La Tunisie entre crise politique et morale

Manifestation contre le projet de loi sur la corruption le 25 juillet 2016 (AFP - FETHI BELAID)

La Tunisie célébrait le 25 juillet 2016 le 59e anniversaire de la République dans un climat morose, cernée par les problèmes politiques et sécuritaires, les difficultés socio-économiques. Et la crainte d’un retour de l’ancien pouvoir.

«Le grand peuple de Tunisie doit de nouveau patienter, dans un tourbillon d’incertitudes et d’inconnues, avant de voir la lumière du bout du tunnel.  Le pays est tel un bateau ivre, allant à la dérive», n’hésite pas à écrire leconomistemaghrebin.com. Qui ajoute : «La désillusion, le désenchantement gagnent de larges pans de la société».

Exagération ou réalité ? Toujours est-il qu’au niveau politique, l’actuel transition démocratique pourrait se retrouver entravée par la crise qui sévit au sommet de l’Etat. Le président Béji Caïd Essebsi (alias BCE, âgé de 89 ans), est en froid avec le Premier ministre, Habib Essid. Le chef de l’Etat «semble faire siennes les critiques adressées à l’action gouvernementale, jugée trop peu dynamique», face à de grands défis en matière sociales et économiques, rapporte Le Monde.

De plus, «en verrouillant sa maîtrise d’une administration aussi stratégique que le ministère de l’Intérieur, M. Essid aurait indisposé le chef de l’Etat ainsi que son fils Hafedh Caïd Essebsi». Un fils très, très présent dans la politique tunisienne : c’est lui qui a pris le contrôle de Nidaa Tounès, le parti majoritaire, aujourd’hui en pleine déconfiture. Une formation hétéroclite née en 2012 et composée aussi bien de personnalités de gauche et de centre droit que d’anciens dignitaires de la dictature Ben Ali.

Dirigé par BCE jusqu’à son accession à la présidence en 2014, ce parti a été secoué par une crise au sommet entre le fils Essebsi et le secrétaire général, Mohsen Marzouk. Résultat : Hafedh l’a emporté. Et Mohsen Marzouk est parti fonder un nouveau parti, Machrou Tounes («Projet de la Tunisie», en arabe), qui se réclame du fondateur de la Tunisie moderne, Habib Bourguiba. Résultat : le camp séculaire a perdu son statut de premier bloc parlementaire au profit de ses alliés, les islamistes d’Ennahda.

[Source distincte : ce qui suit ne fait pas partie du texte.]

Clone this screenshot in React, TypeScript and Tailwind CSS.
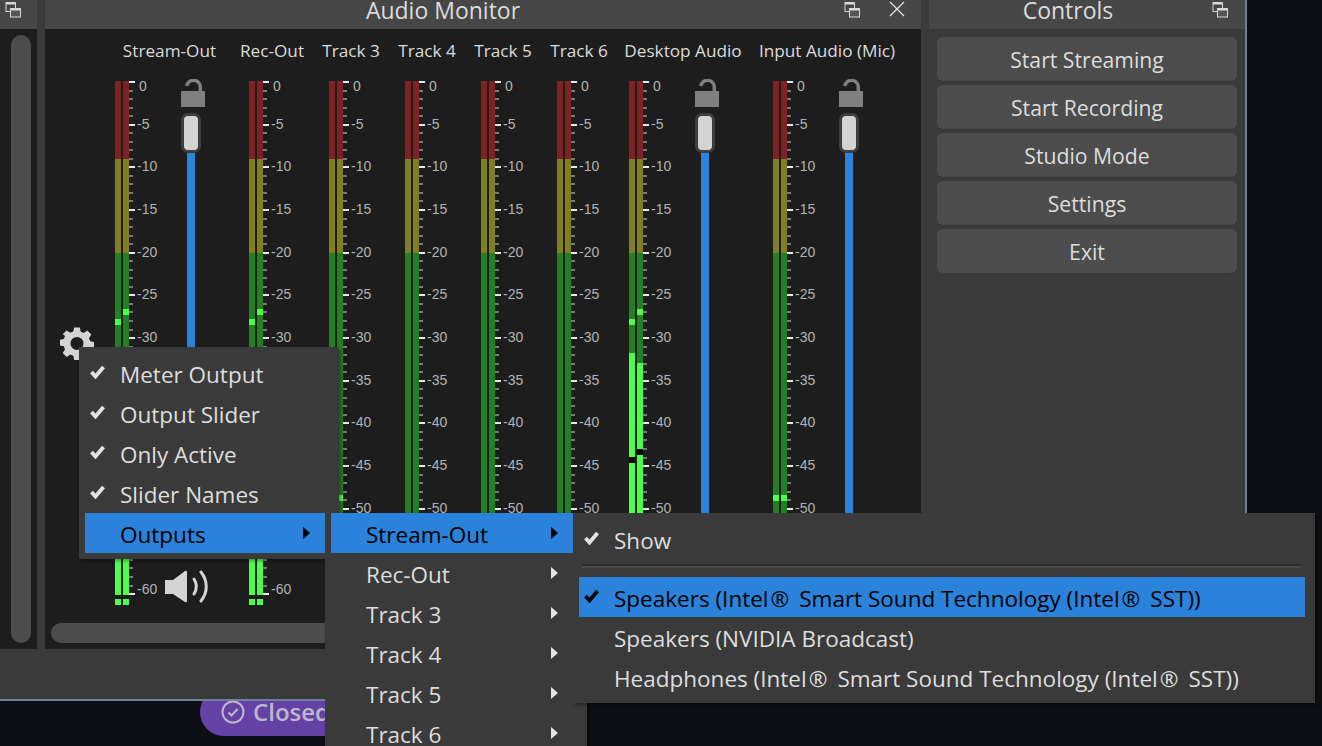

De son côté, Habib Essid a refusé de démissionner. Conséquence : le 20 juillet : il a demandé un vote de confiance au Parlement, où il risque un désaveu de la part des députés favorables à BCE. Ce qui entraînera de facto son départ.

«Je ne pardonnerai pas»
Autre ferment de crise : le projet de loi prévoyant l’amnistie des personnes poursuivies pour corruption en échange du remboursement des sommes indûment gagnées et d'une pénalité financière. Parmi les personnes concernées, on trouve des hommes d'affaires et des anciens membres du régime du dictateur déchu Zine El Abidine Ben Ali. Pour le moment, les protestations, notamment au sein de la société civile, très puissante en Tunisie, ont interrompu le processus parlementaire. Le 25 juillet, une manifestation d’opposants au texte a réuni des centaines de personnes à Tunis. Le rassemblement était organisé à l’appel du collectif Manich msamah («Je ne pardonnerai pas», en arabe).

La question du retour des anciens cadres de la dictature reste une question très sensible en Tunisie. C’est ce que montre la polémique suscitée par la réapparition publique d’un ancien ministre des Affaires étrangères au temps de la dictature, Abdelwahab Abdallah. Ce dernier a été ainsi été invité au palais présidentiel en mai 2016, en présence de BCE et du Premier ministre. «Rappelons que Abdelwahab Abdallah avait été emprisonné pendant un an et demi au lendemain de la chute du régime de Ben Ali, le 14 janvier 2011, et qu’il est encore poursuivi dans une affaire de corruption liée à la gestion de l’établissement de la télévision nationale», rapporte le site kapitalis.com.

Dans une «Déclaration à l’occasion du 59e anniversaire de la République», 12 journalistes et militants des droits de l’homme ont dénoncé «la tentative de réhabilitation politico-médiatique d’un symbole de premier plan de l’ancien régime». Dans les années 70 et 80, Abdelwahab Abdallah a été successivement responsable du quotidien La Presse et de l’agence de presse officielle Tunisie Afrique Presse (TAP) et ministre de l’Information. Les signataires de l’appel le décrivent comme un «maître absolu de la désinformation et de la propagande» et y voient un dérive mettant en péril «la liberté de la presse et le droit des citoyens à l’information».